The teams appear to an introduction from stadium announcer Stephen Foster worthy of the occasion and with knees taken and duly applauded the game begins;  a strong Town team getting first go with the ball and kicking towards the Sir Alf Ramsey stand, formerly plain old Churchman’s.  Town are wearing their traditional blue shirts and socks and white shorts whilst Barrow are in an unexpectedly stylish pale pink shirt and socks with black shorts, vaguely reminiscent of Sicily’s Palermo or the now defunct Evian Thonon Gaillard, briefly of French Ligue 1.   The largely empty stadium is filled with a sense of expectation as the game starts and the murmur of a nascent chant can be detected from the Sir Bobby Robson stand.  Within a minute of kick-off however silence reigns.

From the start Town look as hesitant and short of ideas as their supporters are of rousing supportive chants. It is Barrow who show the first serious attacking intent as several players in pink break forward “They’re all offside, nine of ‘em; except him” says a man with a loud and annoying voice a couple of rows behind me as Barrow’s number eleven Josh Kay bears down on goal beneath the shade of the Magnus Group Stand.  The same voice is all too audible a short while later as Barrow break forward again. “Toto, Toto, leave him alone Toto” he calls as Toto Nsiala tracks a Barrow player into the Town penalty area and makes a tackle before he can fashion a shot on goal.  Had Toto Nsiala followed the spectator’s advice it is likely Barrow would have scored or at least had a shot on target. It’s not a good start by Town or their supporters.  But as a consolation the low winter sun is reflecting a sparkling yellow light back off the windows of the Guardian Royal Exchange office block on Civic Drive, so although the football isn’t, the backdrop is gently inspiring.

Over twenty minutes pass and Barrow earn two free-kicks in quick succession in the Town half and then win the game’s first corner.  Barrow come close to scoring twice as one free header hits a post and then one from Mark Ellis is saved by Christian Walton.  Barrow’s Josh Kay shoots and his shot is tipped over the bar by Christian Walton. “Come on Lambert, sort it out” bawls the ruddy-faced old boy sat in the seat next but one from mine.   Nobody reacts in the seats around me; I fear some of my fellow supporters might have died.

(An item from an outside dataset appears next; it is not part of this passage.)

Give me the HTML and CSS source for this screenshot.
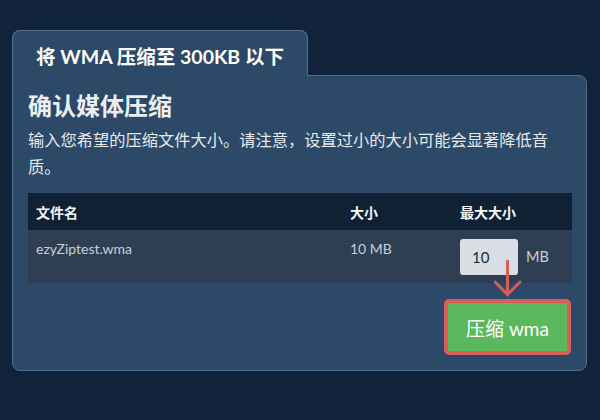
FILE: index.html
```html
<!DOCTYPE html>
<html lang="zh">
<head>
<meta charset="utf-8">
<title>将 WMA 压缩至 300KB 以下</title>
<link rel="stylesheet" href="styles.css">
</head>
<body>
<div class="page">
  <div class="tab">将 WMA 压缩至 300KB 以下</div>
  <div class="panel">
    <h2 class="heading">确认媒体压缩</h2>
    <p class="desc">输入您希望的压缩文件大小。请注意，设置过小的大小可能会显著降低音质。</p>
    <table class="files">
      <thead>
        <tr>
          <th class="col-name">文件名</th>
          <th class="col-size">大小</th>
          <th class="col-max">最大大小</th>
        </tr>
      </thead>
      <tbody>
        <tr>
          <td>ezyZiptest.wma</td>
          <td>10 MB</td>
          <td>
            <div class="max-cell">
              <div class="input-wrap">
                <input class="size-input" type="text" value="10">
                <svg class="arrow" width="28" height="40" viewBox="0 0 28 40">
                  <path d="M13.5 2 V36 M1 23 L13.5 35.5 L26 23" fill="none" stroke="#d85c57" stroke-width="3" stroke-linecap="round" stroke-linejoin="round"/>
                </svg>
              </div>
              <span class="unit">MB</span>
            </div>
          </td>
        </tr>
      </tbody>
    </table>
    <div class="actions">
      <button class="compress-btn" type="button">压缩 wma</button>
    </div>
  </div>
</div>
</body>
</html>
```

FILE: styles.css
```css
html, body {
  margin: 0;
  padding: 0;
}
body {
  background: #11233a;
  font-family: "Lato", "Noto Sans CJK SC", sans-serif;
  color: #e9edf1;
}
.page {
  padding: 30px 13px 0 12px;
  width: 575px;
}
.tab {
  position: relative;
  z-index: 1;
  display: inline-block;
  background: #2c4968;
  border: 1px solid #4f6d8e;
  border-bottom: none;
  border-radius: 8px 8px 0 0;
  padding: 14px 23px 7px;
  margin-bottom: -1px;
  font-size: 19.5px;
  line-height: 24px;
  font-weight: 700;
  color: #ffffff;
}
.panel {
  background: #2c4968;
  border: 1px solid #4f6d8e;
  border-radius: 0 8px 8px 8px;
  padding: 15px 15px 15px 15px;
}
.heading {
  margin: 0;
  font-size: 24px;
  line-height: 30px;
  font-weight: 700;
  color: #eceff2;
}
.desc {
  margin: 6px 0 0;
  max-width: 530px;
  font-size: 16.25px;
  line-height: 26.5px;
  color: #e6eaee;
}
.files {
  margin-top: 13px;
  width: 544px;
  border-collapse: collapse;
  table-layout: fixed;
}
.files th, .files td {
  box-sizing: border-box;
}
.col-name { width: 314px; }
.col-size { width: 110px; }
.col-max { width: 120px; }
.files th {
  background: #102133;
  height: 37px;
  padding: 0 8px;
  text-align: left;
  font-size: 14px;
  font-weight: 700;
  color: #f4f6f8;
}
.files td {
  background: #2e3f53;
  height: 53px;
  padding: 9px 8px 8px;
  vertical-align: top;
  font-size: 14px;
  line-height: 20px;
  color: #c9cfd7;
}
.max-cell {
  display: flex;
  align-items: center;
}
.input-wrap {
  position: relative;
  width: 58px;
  height: 36px;
}
.size-input {
  box-sizing: border-box;
  width: 58px;
  height: 36px;
  border: none;
  border-radius: 3px;
  background: #d9dee5;
  padding: 0 0 0 12px;
  font-family: "Lato", sans-serif;
  font-size: 15px;
  color: #1f2a36;
  outline: none;
}
.arrow {
  position: absolute;
  left: 34px;
  top: 20px;
}
.unit {
  margin-left: 8px;
  font-size: 14.5px;
  color: #c9cfd7;
}
.actions {
  display: flex;
  justify-content: flex-end;
  margin-top: 16px;
}
.compress-btn {
  box-sizing: border-box;
  width: 127px;
  height: 56px;
  background: #5cb85c;
  border: 4px solid #d85f5a;
  border-radius: 5px;
  font-family: "Lato", "Noto Sans CJK SC", sans-serif;
  font-size: 19px;
  color: #ffffff;
  padding: 0;
}
```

I turn to Mick and dare him to shout “Robson Out”.

 It takes Town over half an hour to have a shot on goal worthy of the name as Scott Fraser eventually launches a shot over the cross-bar from outside the penalty box.  I remark to Mick that with the number eleven on the back of his shirt and his short brown hair, from this distance Fraser sometimes makes me think of Mick Lambert.  “I can’t think what Mick Lambert looks like” says Mick. “Well I expect he looks a bit different now” I respond.   Idris El-Mizouni is booked for a foul, a little harshly in my opinion and I wonder to myself whether referee Mr Sam Purkiss is a closet French nationalist in the thrall of Marine Le Pen.  As half-time approaches a rare moment of hope sees Conor Chaplin break away and from a low cross earn a second corner for Town, and then the oddly named Macauley Bonne strides forward to unleash an appallingly bad shot which results in a throw-in to Barrow. “What the fuck, what the fuck, what the fuckin’ ‘ell was that?” sing the Barrovians up in the Cobbold stand in the time honoured fashion. “Good question” mutters the old boy next to me to himself.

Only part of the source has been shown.